We say that W satisfies Muckenhoupt’s condition \(A_1\) if there exists a finite deterministic constant C such that

$$\begin{aligned} W^{*}_{t} \le C W_{t} \end{aligned}$$

almost surely for all \(t \ge 0\). Here \(W^{*}_{t}=\sup _{s \in [0,t]}|W_{s}|\) is the maximal function of the martingale W. The smallest possible C above is called the \(A_1\) characteristic of W and is denoted by \([W]_{A_1}\).

We say that W satisfies Muckenhoupt’s condition \(A_{\infty }\) if

$$\begin{aligned} {[}W]_{A_\infty }:= \sup _{\tau } \left|\left|\exp \left( \left[ {\mathbb {E}}\log (W_{\tau }/W_{\infty })|{\mathcal {F}}_{\tau } \right] \right) \right|\right|_{\infty }<\infty . \end{aligned}$$
(1.4)

Let us make an important comment here. It is often assumed that the process \((W_t)_{t \ge 0}\) has continuous paths. This restriction appeared in the first works on this topic by Izumisawa–Kazamaki [10] and is still frequently used in weighted inequalities (see for example [1, 2, 13]).

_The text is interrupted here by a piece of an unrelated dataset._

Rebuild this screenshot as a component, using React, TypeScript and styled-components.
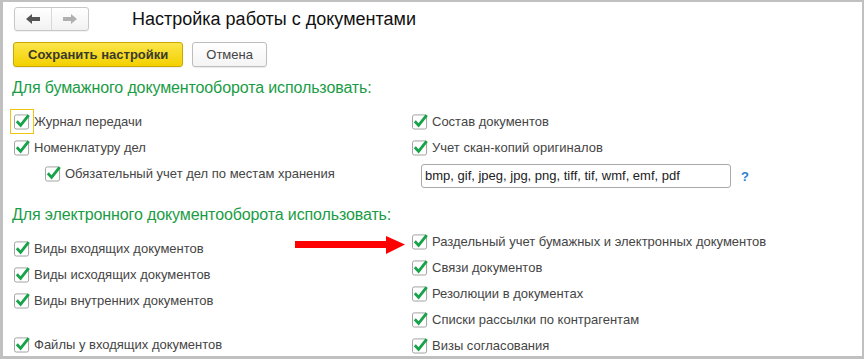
import React, { FC } from 'react';
import styled, { createGlobalStyle } from 'styled-components';

const GlobalStyle = createGlobalStyle`
  html, body {
    margin: 0;
    padding: 0;
    background: #ffffff;
  }
  body {
    font-family: 'Liberation Sans', Arial, sans-serif;
  }
`;

const Frame = styled.div`
  position: relative;
  box-sizing: border-box;
  width: 864px;
  height: 359px;
  overflow: hidden;
  background: #fff;
  border-style: solid;
  border-color: #c0c0c0;
  border-width: 2px 2px 3px 3px;
  padding: 5px 0 0 9px;
`;

const Header = styled.div`
  display: flex;
  align-items: center;
  height: 24px;
`;

const NavGroup = styled.div`
  display: flex;
  margin-left: 2px;
  height: 24px;
  box-sizing: border-box;
  border: 1px solid #c8c8c8;
  border-radius: 3px;
  background: linear-gradient(#ffffff, #f2f2f2);
  box-shadow: 0 1px 1px rgba(0, 0, 0, 0.06);
`;

const NavButton = styled.div<{ $divider?: boolean }>`
  width: 36px;
  display: flex;
  align-items: center;
  justify-content: center;
  border-left: ${(p) => (p.$divider ? '1px solid #d8d8d8' : 'none')};
`;

const Title = styled.div`
  margin-left: 43px;
  font-size: 18px;
  color: #111;
  line-height: 24px;
  padding-bottom: 1px;
`;

const ButtonBar = styled.div`
  display: flex;
  gap: 9px;
  margin-top: 11px;
  margin-left: 1px;
`;

const Button = styled.button<{ $primary?: boolean }>`
  height: 25px;
  box-sizing: border-box;
  padding: 0 ${(p) => (p.$primary ? '14px' : '13px')};
  font-family: 'Liberation Sans', Arial, sans-serif;
  font-size: 13px;
  font-weight: ${(p) => (p.$primary ? 700 : 400)};
  color: ${(p) => (p.$primary ? '#3a3a2a' : '#444')};
  border-radius: 3px;
  border: 1px solid ${(p) => (p.$primary ? '#c9a900' : '#bdbdbd')};
  background: ${(p) =>
    p.$primary
      ? 'linear-gradient(#fbe54a, #f3d100)'
      : 'linear-gradient(#ffffff, #f4f4f4)'};
  box-shadow: 0 1px 1px rgba(0, 0, 0, 0.08);
`;

const SectionTitle = styled.div<{ $top: number }>`
  margin-top: ${(p) => p.$top}px;
  font-size: 16px;
  line-height: 20px;
  letter-spacing: -0.12px;
  color: #1a9c45;
`;

const Columns = styled.div<{ $top: number }>`
  display: grid;
  grid-template-columns: 398px 1fr;
  margin-top: ${(p) => p.$top}px;
`;

const Column = styled.div<{ $offset?: number }>`
  display: flex;
  flex-direction: column;
  padding-top: ${(p) => p.$offset ?? 0}px;
`;

const Row = styled.div<{ $indent?: number; $gapBefore?: number }>`
  display: flex;
  align-items: center;
  height: 26px;
  padding-left: ${(p) => 2 + (p.$indent ?? 0)}px;
  margin-top: ${(p) => p.$gapBefore ?? 0}px;
  gap: 4px;
`;

const BoxWrap = styled.span<{ $focused?: boolean }>`
  display: inline-flex;
  width: 16px;
  height: 17px;
  outline: ${(p) => (p.$focused ? '1px solid #f1c40f' : 'none')};
  outline-offset: 3px;
`;

const Label = styled.span`
  font-size: 13px;
  color: #454545;
  white-space: nowrap;
`;

const InputRow = styled.div`
  display: flex;
  align-items: center;
  margin-top: 4px;
  padding-left: 11px;
  gap: 10px;
`;

const TextInput = styled.div`
  width: 310px;
  height: 24px;
  box-sizing: border-box;
  border: 1px solid #a9a9a9;
  border-radius: 3px;
  padding-left: 3px;
  font-size: 13px;
  line-height: 22px;
  color: #222;
`;

const Help = styled.span`
  font-size: 13px;
  font-weight: 700;
  color: #2a7ed2;
`;

const Arrow = styled.svg`
  position: absolute;
  left: 289px;
  top: 232px;
`;

const CheckIcon: FC = () => (
  <svg width="17" height="17" viewBox="0 0 17 17">
    <rect x="0.5" y="1.5" width="15" height="15" rx="2" fill="#fff" stroke="#9d9d9d" />
    <path d="M3 8.3 L7 12.6 L15.6 1.6" fill="none" stroke="#16a34a" strokeWidth="3" />
  </svg>
);

const Check: FC<{ label: string; indent?: number; focused?: boolean; gapBefore?: number }> = ({
  label,
  indent,
  focused,
  gapBefore,
}) => (
  <Row $indent={indent} $gapBefore={gapBefore}>
    <BoxWrap $focused={focused}>
      <CheckIcon />
    </BoxWrap>
    <Label>{label}</Label>
  </Row>
);

const NavArrow: FC<{ dir: 'left' | 'right'; color: string }> = ({ dir, color }) => (
  <svg width="14" height="10" viewBox="0 0 14 10" style={dir === 'right' ? { transform: 'scaleX(-1)' } : undefined}>
    <polygon points="0,5 6,0 6,10" fill={color} />
    <rect x="5" y="3" width="9" height="4" fill={color} />
  </svg>
);

export default function App() {
  return (
    <>
      <GlobalStyle />
      <Frame>
        <Header>
          <NavGroup>
            <NavButton>
              <NavArrow dir="left" color="#555" />
            </NavButton>
            <NavButton $divider>
              <NavArrow dir="right" color="#b0b0b0" />
            </NavButton>
          </NavGroup>
          <Title>Настройка работы с документами</Title>
        </Header>

        <ButtonBar>
          <Button $primary>Сохранить настройки</Button>
          <Button>Отмена</Button>
        </ButtonBar>

        <SectionTitle $top={11}>Для бумажного документооборота использовать:</SectionTitle>
        <Columns $top={10}>
          <Column>
            <Check label="Журнал передачи" focused />
            <Check label="Номенклатуру дел" />
            <Check label="Обязательный учет дел по местам хранения" indent={31} />
          </Column>
          <Column>
            <Check label="Состав документов" />
            <Check label="Учет скан-копий оригиналов" />
            <InputRow>
              <TextInput>bmp, gif, jpeg, jpg, png, tiff, tif, wmf, emf, pdf</TextInput>
              <Help>?</Help>
            </InputRow>
          </Column>
        </Columns>

        <SectionTitle $top={17}>Для электронного документооборота использовать:</SectionTitle>
        <Columns $top={3}>
          <Column $offset={7}>
            <Check label="Виды входящих документов" />
            <Check label="Виды исходящих документов" />
            <Check label="Виды внутренних документов" />
            <Check label="Файлы у входящих документов" gapBefore={18} />
          </Column>
          <Column>
            <Check label="Раздельный учет бумажных и электронных документов" />
            <Check label="Связи документов" />
            <Check label="Резолюции в документах" />
            <Check label="Списки рассылки по контрагентам" />
            <Check label="Визы согласования" />
          </Column>
        </Columns>

        <Arrow width="114" height="22" viewBox="0 0 114 22">
          <rect x="3" y="7" width="92" height="7" fill="#ff0000" />
          <polygon points="94,2 113,10.5 94,20" fill="#ff0000" />
        </Arrow>
      </Frame>
    </>
  );
}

There are several reasons for considering only path-continuous martingales. As we will describe later, Muckenhoupt’s weights can be identified with two-dimensional martingales with values in certain hyperbolic/logarithmic domains. Because these domains are not convex, some difficulties may arise when applying the Bellman function method for martingales with jumps: roughly speaking, the main problem is that for nonconvex sets, the local concavity does not imply the usual concavity. Moreover, in the general setting of jump processes, some basic structural properties of weights do not hold true, for example the classical self-improvement property fails [4]. In this paper, we do not assume any path-continuity of weights, hence we will need to overcome these issues.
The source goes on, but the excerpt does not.